Pubblicato il Novembre 19th, 2017 | by Antonio De Sarno
0FATHER JOHN MISTY – Milano, Fabrique – 16/11/2017
Quando a marzo è uscito PURE COMEDY, terzo lavoro del cantautore americano Josh Tillman, in arte Father John Misty, la reazione sia della critica che del pubblico è stata pressoché unanime: un’opera letteraria quanto musicale, che esprime lo zeitgeist culturale del ventunesimo secolo con precisione chirurgica e non senza una forte dose di ironia. Si va dall’appena nata era Trump (la celestiale title track) alla dipendenza e assuefazione alla tecnologia (Ballad of a Dying Man), passando per diversi scenari post-apocalittici (soprattutto Things it Would Have Been Helpfull to Know Before The Revolution) a considerazioni metafisiche tout court (When The God of Love Returns There’ll be Hell To Pay). Insomma un compendio di tutto ciò che affligge l’uomo moderno, di cui Josh diventa l’emblematico portavoce, in questi tempi incerti. Del resto è diventato famoso l’episodio di un festival musicale del 2016, quando Josh ha fermato il suo set dopo appena 20 minuti per sfogare la sua frustrazione dopo aver visto il discorso del futuro presidente Trump al congresso del partito repubblicano. “La stupidità governa il mondo perché l’intrattenimento è stupido” e quando il pubblico lo acclama, lui insiste che sarebbe il caso di “sentirsi, invece, profondamente tristi per un po’” prima di lanciarsi in una canzone improvvisata e infine in una cover di Leonard Cohen. Il pezzo improvvisato, da lì a breve, diverrà il brano centrale di PURE COMEDY, Leaving LA.

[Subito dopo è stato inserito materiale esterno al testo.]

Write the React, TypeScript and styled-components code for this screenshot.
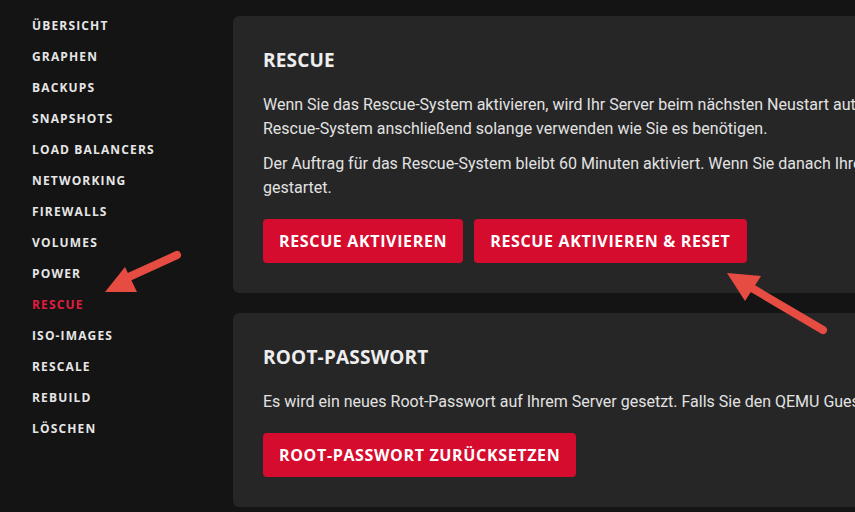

Bene, l’attesa per una data italiana è stata spasmodica e la buona affluenza di pubblico ha confermato che anche il nostro paese ha subito il fascino dello spilungone barbuto, un look tra Jim Morrison e un giovane Mike Love, che ha avuto la coerenza di rifiutare una major per non rinunciare alla libertà creativa, nonostante anni di gavetta e dischi prodotti in casa. Per paura di perdere la sua umanità. Il destino poi ha fatto sì che il concerto si svolgesse proprio sullo stesso palco dove la sua ex-band (i Fleet Foxes) si erano esibiti la settimana prima. Ma Josh ha definitivamente lasciato alle spalle la sua esperienza di batterista del gruppo e ha ampiamente e ripetutamente dimostrato di essere uno dei migliori interpreti ed autori in circolazione. La non facile apertura di stasera è affidata alla giovanissima Weyes Blood, la quale lascia di stucco il sottoscritto con un paio di pezzi particolarmente ben congegnati, tratti dal disco del 2016 (FRON ROW SEAT TO EARTH). Insieme alla sua band riesce a collegare miracolosamente la psichedelia della West Coast alla scena di Canterbury, anche grazie alla rivisitazione della classica A Certain Kind dal primo storico album dei Soft Machine.
Father John Misty non è da meno e in due ore di puro story-telling (con tanto di ballate voce, piano e mellotron, non aggiungo altro…) ci fa ascoltare una buona parte del già citato PURE COMEDY e i brani più suggestivi dei due album precedenti, tra cui il superlativo Holy Shit e il figlio illegittimo di Paperback Writer e The Ballad of John and Yoko, ovvero la divertentissima Writing a Novel, nel cui testo appare, per un attimo Neil Young. L’unico momento non proprio esaltante, almeno per il sottoscritto, è rappresentato da True Affection, poco riuscita divagazione modernista che, ahimè, viene richiesta a gran voce dal pubblico e, nonostante non sia presente in scaletta, viene eseguita perché ‘sono venuto solo per voi’. E’ anche vero, però, che brani come il succitato e Real Love Baby, canzone non presente nei suoi album e, fondamentalmente, la parodia di un certo tipo di canzone, servono a creare un’atmosfera più rilassata in un concerto altrimenti molto meditativo e intimistico.
Un grande concerto, un evento, che segna una delle tappe conclusive della lunga tournée di PURE COMEDY iniziata ad Aprile, mentre Josh sembra aver già scritto, proprio durante questa tournée, il prossimo album. Se tutto va come pianificato, uscirà nei primi mesi del 2018. La linea ideale che parte da Woody Guthrie e Bob Dylan, per arrivare a Bruce Springsteen e pochi altri, trova un più che degno erede in FJM, voce di quell’America che aspira a qualcosa di più della grezza soddisfazione del proprio narcisismo extra-large, senza doversi genuflettere al dio intrattenimento che tutto divora e da tutto distrae.